Rashesh Shah, an NRI from Ahmedabad was advised to invest in Mumbai property and also set up his business over there. He, however, is not convinced and feels even the economic rationale suggests that one should invest in a city like Ahmedabad. The nostalgia of hometown is compounded by his long-term business vision as well.
“The cost of a luxury apartment is fraction of what a premium apartment in Mumbai would cost. Then the cost of doing business per square feet in Ahmedabad is also very less. So, looking at it from comfort & lifestyle that my hometown can offer, added with the lesser uncertainties of a business with lower investment makes Ahmedabad an ideal city for me to invest. Moreover, this city is poised to grow faster than any other city,” says Shah.
Preference for hometown
Best place to invest—78% Hometown, 18% Place of work, 04% Depends
ROI perspective—82% ROI won’t change hometown choice, 18% Depends
Professionals’ India plans? 70% Prefer low-paid job in hometown, 18% Won’t mind metro cities for jobs, 12% Not yet decided
Retiring NRIs—90% Won’t risk living in unknown cities, 10% Not yet decided
Why hometown? 34% Lower ticket size, 48% Family bonding, 18% Multiple reasons
Outlook on metro—58% Saturated, 24% Emerging locations on periphery, 18% Depends on property
Next growth drivers—64% Tier II cities, 24% Low-cost business 12% Tier III cities
The survey tried to find out whether the low-ticket size of the investment makes some of the Tier-II cities score over their metro counterparts. Opinion is divided but one-third of the respondents, as many as 34 per cent, admit the low investment is one of the determining factors.

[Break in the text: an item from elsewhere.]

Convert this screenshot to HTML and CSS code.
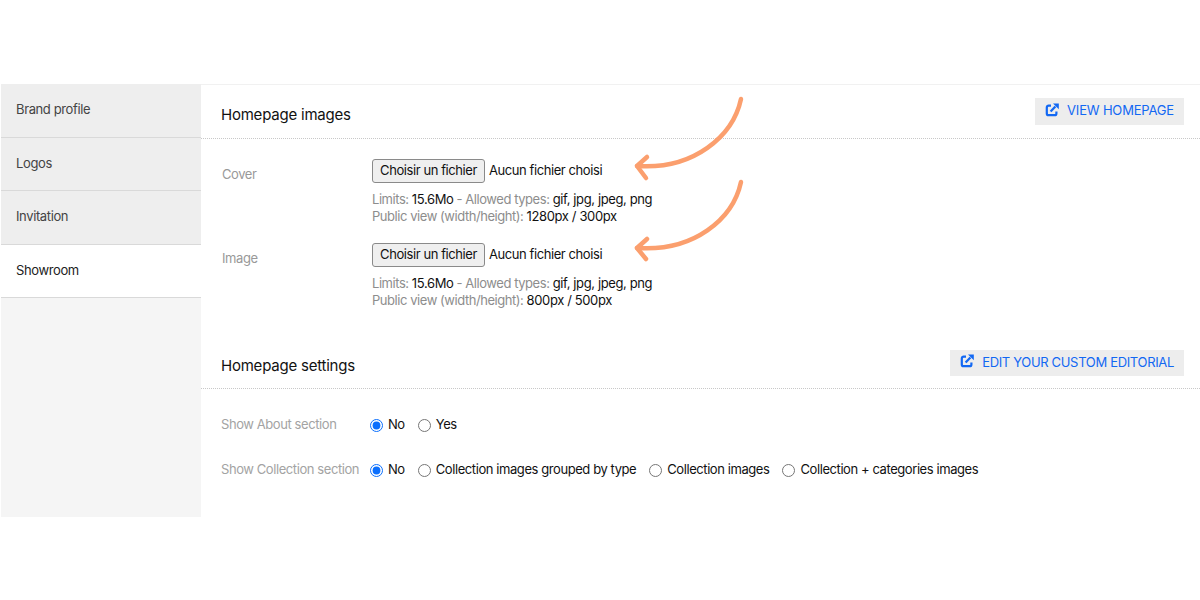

A whopping 48 per cent nevertheless cite quality of life & family bonding as the major driving force behind the hometown investment. Rest 18 per cent of the respondents have a mix of other reasons.
Doesn’t this go against the financial wisdom of investing into potentially hot real estate destinations for appreciation? Well, contrary to the general perception, majority of the NRIs, 58 per cent think the metro cities are saturated in terms of the price point and future appreciation potential.
A large share of the NRIs, 64 per cent, are pretty convinced that Tier-II cities would be the next growth drivers. This conviction is further goading them to the hometown for investments.